3 мая 1814 года состоялась процессия, посмотреть на которую собрался весь Париж. Впереди ехали верхом бывшие маршалы Империи, еще недавно служившие «самозваной» наполеоновской монархии, но после падения императора принявшие сторону «законной» монархии Бурбонов. Среди них на белом коне гарцевал граф д’Артуа, или Monsieur (титул старшего из братьев короля, который при жизни Людовика XVI носил сам Людовик XVIII). Затем в открытом экипаже следовали король и его племянница герцогиня Ангулемская – дочь казненных короля Людовика XVI и королевы Марии-Антуанетты, в 1799 году ставшая женой старшего сына графа д’Артуа, герцога Ангулемского. Для герцогини возвращение на родину, лишившую ее родителей, было исполнено особого значения; недаром один из очевидцев уподобляет ее богине мести – «Эвмениде с бледным челом и кровавым взором». Когда экипаж остановился на площади, где в 1793 году был казнен ее отец, герцогиня закрыла лицо платком из-за нахлынувших на нее страшных воспоминаний. Н.И. Лорер (впоследствии декабрист, а в 1814 году прапорщик лейб-гвардейского Литовского полка) свидетельствует о реакции парижан:

«Шумные толпы народа, покрывавшие площадь, замолкли, как бы уважая святыню воспоминаний принцессы; но вдруг раздался всеобщий громогласный крик: “Да здравствует принцесса Ангулемская!”»

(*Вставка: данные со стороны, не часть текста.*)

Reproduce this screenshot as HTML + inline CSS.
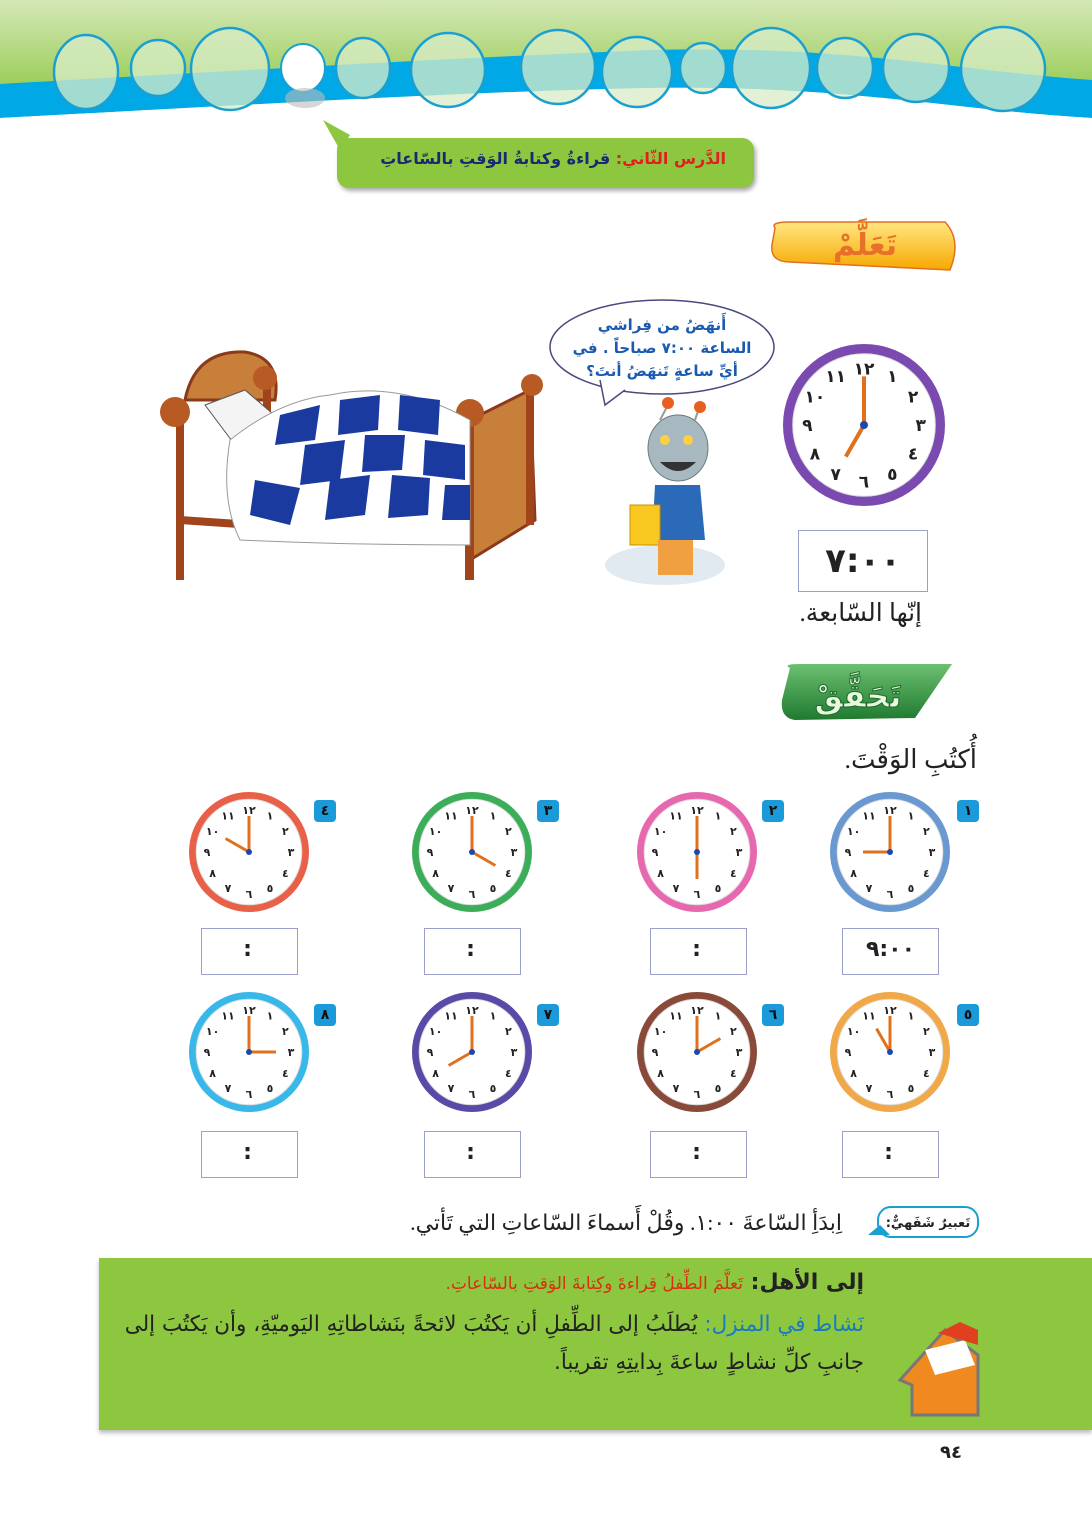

Оба племянника Людовика XVIII (сыновья графа д’Артуа) – герцог Ангулемский и герцог Беррийский – гарцевали подле королевского экипажа. Сам король в голубом сюртуке, украшенном лишь орденом и эполетами, в широких гетрах из красного бархата, окаймленных золотой лентой, ехал не верхом, как ему бы полагалось, а в экипаже: он был немолод, тучен и страдал от подагры.

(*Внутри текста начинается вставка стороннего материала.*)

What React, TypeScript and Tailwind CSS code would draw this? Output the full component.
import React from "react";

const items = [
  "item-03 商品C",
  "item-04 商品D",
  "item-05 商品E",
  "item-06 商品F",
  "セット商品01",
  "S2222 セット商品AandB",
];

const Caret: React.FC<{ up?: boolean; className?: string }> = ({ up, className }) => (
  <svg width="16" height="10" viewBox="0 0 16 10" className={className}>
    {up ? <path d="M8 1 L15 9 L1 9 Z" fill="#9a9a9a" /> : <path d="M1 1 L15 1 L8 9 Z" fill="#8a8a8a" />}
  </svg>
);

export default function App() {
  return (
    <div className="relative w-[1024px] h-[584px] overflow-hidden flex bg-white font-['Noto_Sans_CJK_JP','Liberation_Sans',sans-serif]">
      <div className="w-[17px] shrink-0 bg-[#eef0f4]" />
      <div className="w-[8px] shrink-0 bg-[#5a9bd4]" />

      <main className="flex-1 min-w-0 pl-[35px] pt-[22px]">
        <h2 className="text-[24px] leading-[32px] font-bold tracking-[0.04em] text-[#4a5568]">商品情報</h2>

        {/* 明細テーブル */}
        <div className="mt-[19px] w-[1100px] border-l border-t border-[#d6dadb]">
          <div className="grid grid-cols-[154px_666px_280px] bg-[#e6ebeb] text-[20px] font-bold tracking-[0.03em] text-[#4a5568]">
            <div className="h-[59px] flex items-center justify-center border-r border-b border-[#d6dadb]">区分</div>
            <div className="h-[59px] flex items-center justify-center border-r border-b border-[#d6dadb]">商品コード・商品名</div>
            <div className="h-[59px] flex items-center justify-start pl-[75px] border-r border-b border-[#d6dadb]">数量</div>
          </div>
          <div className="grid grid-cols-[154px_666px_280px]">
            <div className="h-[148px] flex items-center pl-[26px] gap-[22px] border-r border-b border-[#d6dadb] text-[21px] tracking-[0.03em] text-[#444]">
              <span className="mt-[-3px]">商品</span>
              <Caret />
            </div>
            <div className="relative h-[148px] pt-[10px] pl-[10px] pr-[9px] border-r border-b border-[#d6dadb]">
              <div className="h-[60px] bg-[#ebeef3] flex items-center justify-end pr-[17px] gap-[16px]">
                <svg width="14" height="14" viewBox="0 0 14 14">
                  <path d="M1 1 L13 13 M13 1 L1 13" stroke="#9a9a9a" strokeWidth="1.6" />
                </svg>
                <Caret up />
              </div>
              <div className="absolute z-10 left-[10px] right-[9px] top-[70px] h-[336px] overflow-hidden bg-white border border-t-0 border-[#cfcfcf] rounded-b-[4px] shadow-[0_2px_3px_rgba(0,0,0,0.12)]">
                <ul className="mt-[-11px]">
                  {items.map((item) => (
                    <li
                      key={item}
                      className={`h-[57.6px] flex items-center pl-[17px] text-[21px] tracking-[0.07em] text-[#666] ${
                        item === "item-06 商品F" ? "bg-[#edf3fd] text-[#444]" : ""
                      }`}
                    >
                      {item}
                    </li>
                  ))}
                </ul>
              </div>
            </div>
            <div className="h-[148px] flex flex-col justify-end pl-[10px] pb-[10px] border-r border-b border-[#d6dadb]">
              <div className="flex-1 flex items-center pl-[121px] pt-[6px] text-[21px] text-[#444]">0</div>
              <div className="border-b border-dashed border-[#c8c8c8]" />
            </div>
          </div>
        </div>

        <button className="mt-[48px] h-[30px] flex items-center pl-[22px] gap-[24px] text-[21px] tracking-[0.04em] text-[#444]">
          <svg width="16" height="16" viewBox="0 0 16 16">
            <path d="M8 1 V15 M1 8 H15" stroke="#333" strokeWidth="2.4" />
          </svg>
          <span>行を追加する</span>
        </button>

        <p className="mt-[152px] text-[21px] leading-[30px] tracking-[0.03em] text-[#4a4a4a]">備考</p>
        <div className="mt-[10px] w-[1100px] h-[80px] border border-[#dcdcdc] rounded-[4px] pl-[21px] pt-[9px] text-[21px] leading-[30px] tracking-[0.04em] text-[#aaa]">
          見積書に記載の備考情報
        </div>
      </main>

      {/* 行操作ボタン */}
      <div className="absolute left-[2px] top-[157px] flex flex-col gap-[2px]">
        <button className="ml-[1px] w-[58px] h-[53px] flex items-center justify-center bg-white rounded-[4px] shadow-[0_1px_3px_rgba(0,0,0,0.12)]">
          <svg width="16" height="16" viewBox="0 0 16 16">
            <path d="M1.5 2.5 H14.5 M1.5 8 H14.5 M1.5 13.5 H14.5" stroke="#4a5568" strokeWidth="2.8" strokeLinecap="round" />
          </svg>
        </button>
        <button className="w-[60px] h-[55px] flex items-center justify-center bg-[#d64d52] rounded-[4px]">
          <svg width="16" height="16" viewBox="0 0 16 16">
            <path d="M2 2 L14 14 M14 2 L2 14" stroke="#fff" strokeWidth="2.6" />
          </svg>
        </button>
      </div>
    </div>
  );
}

Традиция предписывала королю «веселый въезд» в столицу королевства, однако Людовик XVIII, получивший прозвище «царственный калека», был уж слишком неавантажен. Вдобавок французы за два десятка лет вообще отвыкли от Бурбонов и, как писал 12 апреля 1814 года в письме к матери будущий писатель, а в ту пору начинающий дипломат Астольф де Кюстин, говорили о ее представителях «как о картинах, разысканных в какой-нибудь заброшенной церкви». Даже среди аристократов многие забыли о родственных отношениях внутри королевской фамилии и принимали герцога Ангулемского за сына короля (хотя Людовик XVIII был бездетен). У национальных гвардейцев в дулах ружей красовались королевские лилии, но бывшие солдаты Наполеона, которые должны были возглашать «Да здравствует король!», кричали только «Да здравствует гвардия!», а те, кто стоял подальше, даже «Да здравствует император!»

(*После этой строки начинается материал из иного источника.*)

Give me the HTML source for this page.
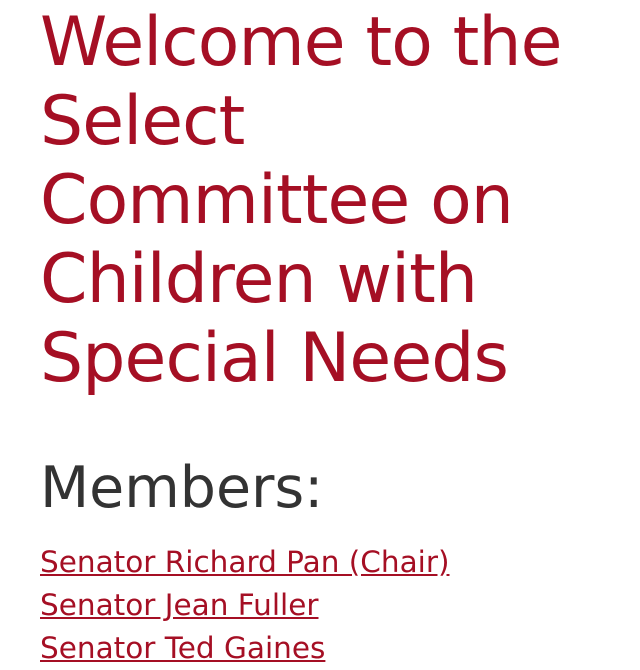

В «Замогильных записках» Шатобриана есть выразительное описание солдат старой наполеоновской гвардии, выстроившихся на пути следования королевского кортежа:

«Эти израненные гренадеры, покорители Европы, пропахшие порохом, тысячу раз слышавшие свист ядер, пролетавших над самой их головой, лишились своего предводителя и вынуждены были приветствовать дряхлого, немощного короля, жертву не войны, но времени, в столице Наполеоновой империи, наводненной русскими, австрийцами и пруссаками. Одни, морща лоб, надвигали на глаза громадные медвежьи шапки, словно не желали ничего видеть; другие сжимали зубы, еле сдерживая яростное презрение, третьи топорщили усы, оскалившись, словно тигры. Когда они брали на караул, их исступленные движения вселяли ужас. <…> В начале цепи гарцевал на коне юный гусар, и сабля гневно плясала в его руке. Он был бледен, глаза его, казалось, готовы были выскочить из орбит, он тяжело дышал и лязгал зубами, подавляя рвущийся из груди крик. <…> Когда карета Людовика XVIII приблизилась к нему, он пришпорил коня и явно боролся с искушением броситься на короля».

Впрочем, остальные парижане смотрели на королевский кортеж с меньшим пристрастием: ими владело прежде всего любопытство. О том зрелище, которое представало их глазам, мы можем судить по свидетельству И.С. Жиркевича:

«На крышах и в окнах выставлены были флаги и знамена, белые с вышитыми лилиями, а с балконов спускались разноцветные ковры. По обеим сторонам улицы стояли под ружьем национальные гвардейцы. Король <…> ехал в большой открытой коляске, запряженной цугом, в восемь лошадей, в мундире национальной гвардии и в голубой ленте ордена святого Духа, без шляпы, кланяясь приветливо на все стороны. Рядом с ним сидела герцогиня Ангулемская, а напротив их, впереди, старик принц Конде, тоже без шляпы. Впереди коляски, прежде всех ехали жандармы, за ними три или четыре взвода легкой кавалерии, потом два взвода гренадер бывшей императорской гвардии. Весьма заметно было, что с концов фалд мундиров их и с сумок сняты были орлы, но ничем другим не были еще заменены. Перед самою коляскою в буквальном смысле тащились, в белых платьях с белыми поясами, с распустившимися от жару и поту волосами, двадцать четыре каких-то привидения! В программе церемониала въезда эти несчастные названы “девицами высшего сословия”, чему трудно было поверить. Около коляски ехали французские маршалы и десятка два генералов, тоже французских. Ни русских, ни других иностранных войск при этом не было».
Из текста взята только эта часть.